Dabei liegt die materielle Beweislast beim Kläger, denn ein Bedürfnis im Sinne des § 19 Abs. 2 WaffG kann nur anerkannt werden, wenn er hierzu hinreichende Tatsachen glaubhaft gemacht hat (Adolph/Brunner/Bannach, Waffenrecht, 84. AL März 2020, § 19 WaffG RdNr. 9 unter Hinweis auf BVerwG, bereits im U.v. 24.6.1975 Az. I C 2.74 – Buchholz 402.5 WaffG Nummer 8a = DVBl. 1975, 1282). Er muss das Vorliegen der besonderen Tatbestandsvoraussetzungen des § 19 Absätze 1 und 2 WaffG nicht nur behaupten, sondern er muss durch Tatsachen belegen, dass die für ihn – im Vergleich zur Allgemeinheit – bestehende überdurchschnittliche Gefährdung ihm nicht nur im häuslichen Bereich, sondern auch oder gerade im besonderen Maße dann droht, wenn er diesen Bereich verlässt und am öffentlichen Leben teilnimmt und dass der Erwerb der Schusswaffe und der Munition geeignet und erforderlich ist, diese Gefährdung zu mindern (vgl. dazu BayVGH, B.v. 20.4.2010 Az. 21 CE 10.601). Der anwaltlich vertretene Kläger muss auf die Notwendigkeit der Glaubhaftmachung auch nicht eigens hingewiesen werden, denn es handelt sich insoweit um ein Tatbestandsmerkmal der Anspruchsnorm, das der Kläger auch als solches erkannt (vgl. etwa die Klagebegründung vom 5. September 2019), aber eben nicht erfüllt hat.

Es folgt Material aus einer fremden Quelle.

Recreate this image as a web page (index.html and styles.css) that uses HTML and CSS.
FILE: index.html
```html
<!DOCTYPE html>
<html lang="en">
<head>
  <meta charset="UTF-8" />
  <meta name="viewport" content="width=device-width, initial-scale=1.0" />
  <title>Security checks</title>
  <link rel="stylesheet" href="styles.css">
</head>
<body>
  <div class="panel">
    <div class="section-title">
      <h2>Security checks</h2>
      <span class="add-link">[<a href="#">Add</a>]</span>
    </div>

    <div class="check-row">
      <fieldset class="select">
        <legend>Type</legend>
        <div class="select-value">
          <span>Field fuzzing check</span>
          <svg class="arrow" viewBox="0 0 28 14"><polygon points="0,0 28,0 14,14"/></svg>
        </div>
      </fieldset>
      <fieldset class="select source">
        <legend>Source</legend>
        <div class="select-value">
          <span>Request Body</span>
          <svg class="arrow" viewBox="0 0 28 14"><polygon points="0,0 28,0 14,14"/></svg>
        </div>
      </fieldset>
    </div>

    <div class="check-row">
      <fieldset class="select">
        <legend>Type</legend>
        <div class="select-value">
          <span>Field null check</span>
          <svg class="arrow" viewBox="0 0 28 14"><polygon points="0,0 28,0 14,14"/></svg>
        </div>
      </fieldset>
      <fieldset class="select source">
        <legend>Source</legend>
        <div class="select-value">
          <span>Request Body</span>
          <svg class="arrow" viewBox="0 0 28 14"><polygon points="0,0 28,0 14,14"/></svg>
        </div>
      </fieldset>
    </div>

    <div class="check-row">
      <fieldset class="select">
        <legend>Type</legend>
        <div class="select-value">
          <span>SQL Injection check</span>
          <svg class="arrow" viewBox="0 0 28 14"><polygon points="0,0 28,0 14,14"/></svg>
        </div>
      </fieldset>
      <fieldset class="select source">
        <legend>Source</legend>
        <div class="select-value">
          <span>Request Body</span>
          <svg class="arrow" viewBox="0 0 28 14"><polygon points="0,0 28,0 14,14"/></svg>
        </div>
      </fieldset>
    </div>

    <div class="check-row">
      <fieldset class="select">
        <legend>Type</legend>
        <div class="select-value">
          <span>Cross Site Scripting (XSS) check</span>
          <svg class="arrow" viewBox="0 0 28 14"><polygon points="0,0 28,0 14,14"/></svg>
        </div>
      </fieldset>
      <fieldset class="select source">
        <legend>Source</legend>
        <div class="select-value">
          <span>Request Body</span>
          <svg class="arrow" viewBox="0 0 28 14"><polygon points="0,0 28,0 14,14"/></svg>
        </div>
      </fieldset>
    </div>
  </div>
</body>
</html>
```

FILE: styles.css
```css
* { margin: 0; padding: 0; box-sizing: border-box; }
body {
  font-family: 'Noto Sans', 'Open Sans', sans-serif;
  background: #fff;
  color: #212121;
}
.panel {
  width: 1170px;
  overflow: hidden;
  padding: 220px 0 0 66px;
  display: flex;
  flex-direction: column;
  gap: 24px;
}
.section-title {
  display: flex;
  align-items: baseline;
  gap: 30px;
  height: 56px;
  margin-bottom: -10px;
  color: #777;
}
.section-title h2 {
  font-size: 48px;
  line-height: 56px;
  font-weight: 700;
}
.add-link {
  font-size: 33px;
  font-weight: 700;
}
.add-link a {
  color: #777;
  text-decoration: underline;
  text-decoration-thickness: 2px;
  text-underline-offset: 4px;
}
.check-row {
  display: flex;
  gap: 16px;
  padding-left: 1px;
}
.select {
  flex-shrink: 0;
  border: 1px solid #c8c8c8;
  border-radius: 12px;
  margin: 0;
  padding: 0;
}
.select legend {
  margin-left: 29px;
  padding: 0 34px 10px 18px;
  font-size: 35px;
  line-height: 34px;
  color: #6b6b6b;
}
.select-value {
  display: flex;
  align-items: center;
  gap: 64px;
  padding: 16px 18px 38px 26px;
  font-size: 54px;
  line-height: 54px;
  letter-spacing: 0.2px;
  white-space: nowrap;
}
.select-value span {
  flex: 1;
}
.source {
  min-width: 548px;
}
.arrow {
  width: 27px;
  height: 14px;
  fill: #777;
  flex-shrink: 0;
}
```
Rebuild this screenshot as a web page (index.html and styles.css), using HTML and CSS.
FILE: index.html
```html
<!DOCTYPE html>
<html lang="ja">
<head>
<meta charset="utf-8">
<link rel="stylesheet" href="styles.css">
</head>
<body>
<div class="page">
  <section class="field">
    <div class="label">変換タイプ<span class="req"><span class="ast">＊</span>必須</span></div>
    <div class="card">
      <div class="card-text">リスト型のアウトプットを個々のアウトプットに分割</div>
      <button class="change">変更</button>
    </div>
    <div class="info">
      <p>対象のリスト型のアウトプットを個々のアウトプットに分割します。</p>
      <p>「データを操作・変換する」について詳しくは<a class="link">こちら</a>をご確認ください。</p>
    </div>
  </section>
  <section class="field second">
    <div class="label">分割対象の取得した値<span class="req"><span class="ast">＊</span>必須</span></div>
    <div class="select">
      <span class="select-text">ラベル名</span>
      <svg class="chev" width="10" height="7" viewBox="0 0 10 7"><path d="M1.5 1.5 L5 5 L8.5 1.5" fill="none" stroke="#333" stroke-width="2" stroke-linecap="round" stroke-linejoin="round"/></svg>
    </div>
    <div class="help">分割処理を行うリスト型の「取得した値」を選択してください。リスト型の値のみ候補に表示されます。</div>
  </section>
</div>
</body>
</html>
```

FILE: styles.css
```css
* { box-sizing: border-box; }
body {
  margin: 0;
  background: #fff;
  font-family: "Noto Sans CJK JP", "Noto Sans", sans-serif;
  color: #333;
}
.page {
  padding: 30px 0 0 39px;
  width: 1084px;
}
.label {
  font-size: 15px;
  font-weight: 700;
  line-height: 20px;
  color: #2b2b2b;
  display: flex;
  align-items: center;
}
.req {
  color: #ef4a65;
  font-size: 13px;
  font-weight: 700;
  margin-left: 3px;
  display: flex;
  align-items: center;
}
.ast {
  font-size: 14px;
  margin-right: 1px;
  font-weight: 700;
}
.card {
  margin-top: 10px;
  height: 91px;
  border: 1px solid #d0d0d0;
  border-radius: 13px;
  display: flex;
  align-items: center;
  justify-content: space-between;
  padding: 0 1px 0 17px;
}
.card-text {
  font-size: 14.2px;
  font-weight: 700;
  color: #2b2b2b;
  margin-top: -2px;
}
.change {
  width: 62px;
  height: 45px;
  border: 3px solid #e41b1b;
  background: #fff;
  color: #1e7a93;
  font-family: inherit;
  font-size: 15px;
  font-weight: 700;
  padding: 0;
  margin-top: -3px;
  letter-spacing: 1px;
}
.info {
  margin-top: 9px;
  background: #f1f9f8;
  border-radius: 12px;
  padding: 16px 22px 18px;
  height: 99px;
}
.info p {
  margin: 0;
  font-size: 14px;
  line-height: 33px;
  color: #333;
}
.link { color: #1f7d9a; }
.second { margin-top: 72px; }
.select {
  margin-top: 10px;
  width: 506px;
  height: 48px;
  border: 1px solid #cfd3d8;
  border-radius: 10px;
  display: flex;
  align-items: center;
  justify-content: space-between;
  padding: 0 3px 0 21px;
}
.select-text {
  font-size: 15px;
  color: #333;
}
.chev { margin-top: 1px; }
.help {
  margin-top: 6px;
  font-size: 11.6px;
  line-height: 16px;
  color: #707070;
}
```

Mit seinem Antrag vom 31. Januar 2019 hat der Kläger eine Gefährdungslage im Sinne des § 19 Abs. 1 Nr. 1 WaffG nicht glaubhaft gemacht.
Soweit er aus seiner „familiären Situation“ eine erhöhte Gefährdungslage im Sinne des § 19 Abs. 1 Nr. 1 WaffG – etwa durch eine Entführung oder Erpressung – herleitet, konnte der Kläger, den eigenen Angaben folgend, diese durch mildere Maßnahmen vermeiden. Im Übrigen weist die Beklagte zu Recht darauf hin, dass eine solche erhöhte Gefährdungslage wohl auch daran scheitert, dass der Kläger einen anderen Familiennamen führt als seine Eltern. Von einer Glaubhaftmachung einer erhöhten Gefährdungslage im Sinne des § 19 Abs. 1 Nr. 1 WaffG kann damit keine Rede sein.
Weiter stützt er sich in seinem Antrag vom 31. Januar 2019 auf seine „neue Tätigkeit Anfang 2018 als Inhaber und Geschäftsführer der … GmbH“. Auch in diesem Zusammenhang konnte er eine erhöhte Gefährdungslage im Sinne des § 19 Abs. 1 Nr. 1 WaffG nicht glaubhaft machen.
Es liegt auf der Hand, dass sich eine solche Gefährdungslage nicht allein daraus ergibt, dass der Kläger mit hochpreisigen Sportwagen tagsüber, abends oder nachts auf bundesdeutschen Autobahnen Probefahrten unternimmt, die mitunter auf Raststätten beginnen oder enden. Insoweit steht er in derselben Gefahrensituation wie andere Autofahrer von Kraftfahrzeugen im oberen Preissegment.
Aber auch aus der vom Kläger insgesamt nur oberflächlich geschilderten Verfahrensweise bei der Bezahlung der hochpreisigen Fahrzeuges im Falle eines Ankaufes lässt sich eine solche Gefährdungslage nicht erkennen, geschweige denn ist sie glaubhaft gemacht.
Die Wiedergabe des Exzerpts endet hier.